Paul feels that looking back at the history of farming can deepen people’s appreciation of what we all have today. “Look at what the past generations had to do just to survive versus today - everything was highly manual labour in the past, and there is so much mechanization now, to the point of the computerization of everything. I think if you tried to tell your great-grandfather what would have been coming, they’d have told you you were absolutely crazy,” he pointed out. “Even what Dad has seen in his 80-plus years of being on the farm - it’s been huge. The change from horses, to the original tractor, to the size of equipment now, and the scope of what one person can do on a farm.”
Although Paul appreciates modern technology, he doesn’t believe that automatic, driverless, field plowing robots should be allowed to compete in plowing matches. “It takes the competitive human aspect out of it,” he asserted. “And that’s what plowing matches were set up to be, 100-plus years ago. Guys just heading out with their horses to see who could do the nicest job plowing… you wouldn’t have robots playing hockey in the NHL.”

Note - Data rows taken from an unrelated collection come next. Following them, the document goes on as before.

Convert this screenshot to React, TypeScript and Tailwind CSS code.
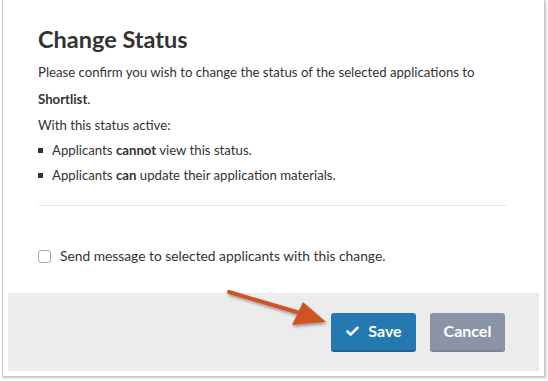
import { Check } from 'lucide-react';

// Change-status confirmation modal, with an annotation arrow pointing at Save.

const BODY_FONT = "font-['Lato','Open_Sans',sans-serif]";

export default function App() {
  return (
    <div className={`relative w-[548px] h-[381px] bg-white ${BODY_FONT} text-[#333]`}>
      <div className="ml-[2px] w-[543px] h-[377px] flex flex-col bg-white border-x border-b border-[#c9c9c9] shadow-[1px_1px_2px_rgba(0,0,0,0.25)]">
        <div className="px-[35px] pt-[23px] flex-1">
          <h2 className="text-[23.5px] font-bold leading-[32px] text-[#333]">Change Status</h2>
          <p className="mt-[4px] text-[13.2px] leading-[27px]">
            Please confirm you wish to change the status of the selected applications to <b>Shortlist</b>.
          </p>
          <p className="text-[13.2px] leading-[25px]">With this status active:</p>
          <ul className="text-[13.2px] leading-[25px]">
            <li className="flex items-center gap-[9px]">
              <span className="w-[5px] h-[5px] bg-[#333]" />
              <span>Applicants <b>cannot</b> view this status.</span>
            </li>
            <li className="flex items-center gap-[9px]">
              <span className="w-[5px] h-[5px] bg-[#333]" />
              <span>Applicants <b>can</b> update their application materials.</span>
            </li>
          </ul>
          <div className="mt-[17px] h-px bg-[#e8e8e8] mr-[2px]" />
          <label className="mt-[40px] flex items-center gap-[9px] text-[13.8px]">
            <span className="w-[13px] h-[13px] rounded-[3px] border border-[#aaa] bg-white" />
            <span>Send message to selected applicants with this change.</span>
          </label>
        </div>
        <div className="mx-[5px] mb-[5px] h-[78px] bg-[#ececec] flex items-center justify-end gap-[14px] pr-[34px]">
          <button className="w-[85px] h-[39px] rounded-[3px] bg-[#2479b0] border-b-2 border-[#1d6494] text-white text-[16px] font-bold flex items-center justify-center gap-[8px]">
            <Check size={15} strokeWidth={4} />
            Save
          </button>
          <button className="w-[75px] h-[39px] rounded-[3px] bg-[#8a94a5] border-b-2 border-[#7b8596] text-white text-[16px] font-bold">
            Cancel
          </button>
        </div>
      </div>
      {/* annotation arrow */}
      <svg className="absolute left-0 top-0 pointer-events-none" width="548" height="381">
        <defs>
          <filter id="sh" x="-20%" y="-20%" width="140%" height="140%">
            <feDropShadow dx="1" dy="2" stdDeviation="1.5" floodColor="#000" floodOpacity="0.35" />
          </filter>
        </defs>
        <g filter="url(#sh)">
          <line x1="229" y1="292" x2="300" y2="313" stroke="#d05327" strokeWidth="4" strokeLinecap="round" />
          <polygon points="326,322 292,325 303,302" fill="#d05327" />
        </g>
      </svg>
    </div>
  );
}
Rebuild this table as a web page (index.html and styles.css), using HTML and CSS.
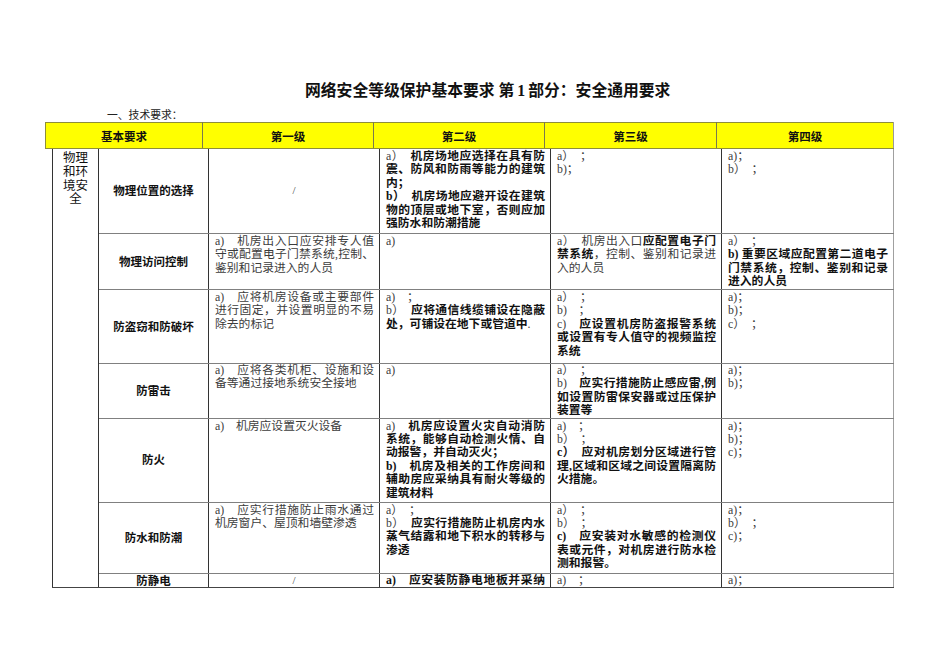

As for his advice to aspiring plowing champions: become one with your equipment. “You can feel and anticipate what’s going to happen before it does… almost. It’s not being trained to react after the fact, but react beforehand, to make sure that it comes up right,” he explained. “You get presented obstacles in every plot of land that you get to plow - you never know what you’re heading for when you go to the fields.”
His advice for those who aren’t involved with agriculture to any extent? Come out to the HCPM! “They’ll be able to see what goes on with cash crop type farming - they’re not going to get the total view of everything, but they can see what it is,” he told The Citizen. “And just come out, and see what’s going on in the community.”